The Centers for Disease Control and Prevention activated a Level 3 emergency response on June 11 to help contain New World screwworm after detections in southern Texas and one county in New Mexico. The move, the lowest tier in the CDC’s three-level response structure, is meant to speed coordination with the U.S. Department of Agriculture and the Texas Department of State Health Services as officials try to keep the parasite from regaining a foothold in the United States.

That matters far beyond an animal health bulletin. New World screwworm, the fly Cochliomyia hominivorax, lays larvae that infest wounds and feed on living tissue. CDC says infestations can begin in skin breaks, even very small ones, and can also affect the eyes, ears, nose, mouth, genitals and anorectal area. The agency says the outbreak has been moving northward through Central America and Mexico since 2023, mostly affecting livestock, pets and wildlife, although people can also be infected. CDC says no locally acquired human infestations have been reported in the United States.

AI-generated illustration
AI-generated illustration

The first U.S. animal case in the current outbreak was confirmed by USDA on June 3 in Texas. USDA later identified it as a 3-week-old calf in Zavala County with larvae in its umbilical area. The New Mexico case, first reported by a veterinarian in Texas, was later reclassified to Lea County because the dog lives there. For ranchers and animal owners, the consequences can be immediate: infected animals can suffer severe wounds, secondary infections, quarantines, movement restrictions and expensive eradication measures.

Federal agencies are now leaning on the same control strategy that once cleared the parasite from the country. USDA says it is dispersing 100 million sterile insects per week in Mexico and along the U.S.-Mexico border, adjusting release areas as needed to maintain suppression. The sterile insect technique eradicated New World screwworm from the United States in 1966, and USDA says it also eliminated a small outbreak in the Florida Keys in 2017. Panama’s COPEG facility remains the only active sterile-fly production site in North America.

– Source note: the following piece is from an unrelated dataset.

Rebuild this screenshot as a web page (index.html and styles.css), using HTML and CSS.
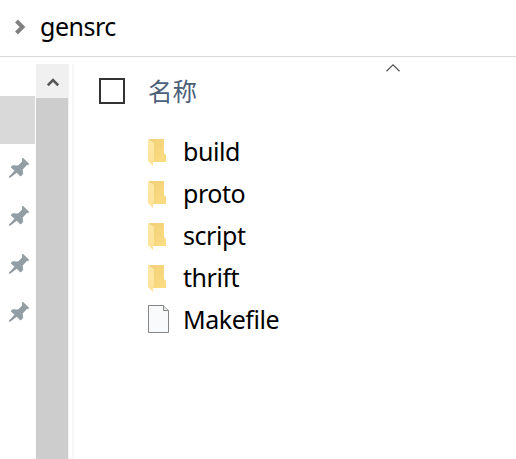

The CDC issued a preparedness document on March 27 for state, tribal, local and territorial health officials, and the U.S. Food and Drug Administration granted an emergency use authorization on June 11 for a generic over-the-counter drug to treat New World screwworm in dogs and cats. The emergency activation signals that officials see enough risk to justify faster coordination and dedicated response resources, even as the threat to the general public remains limited for now.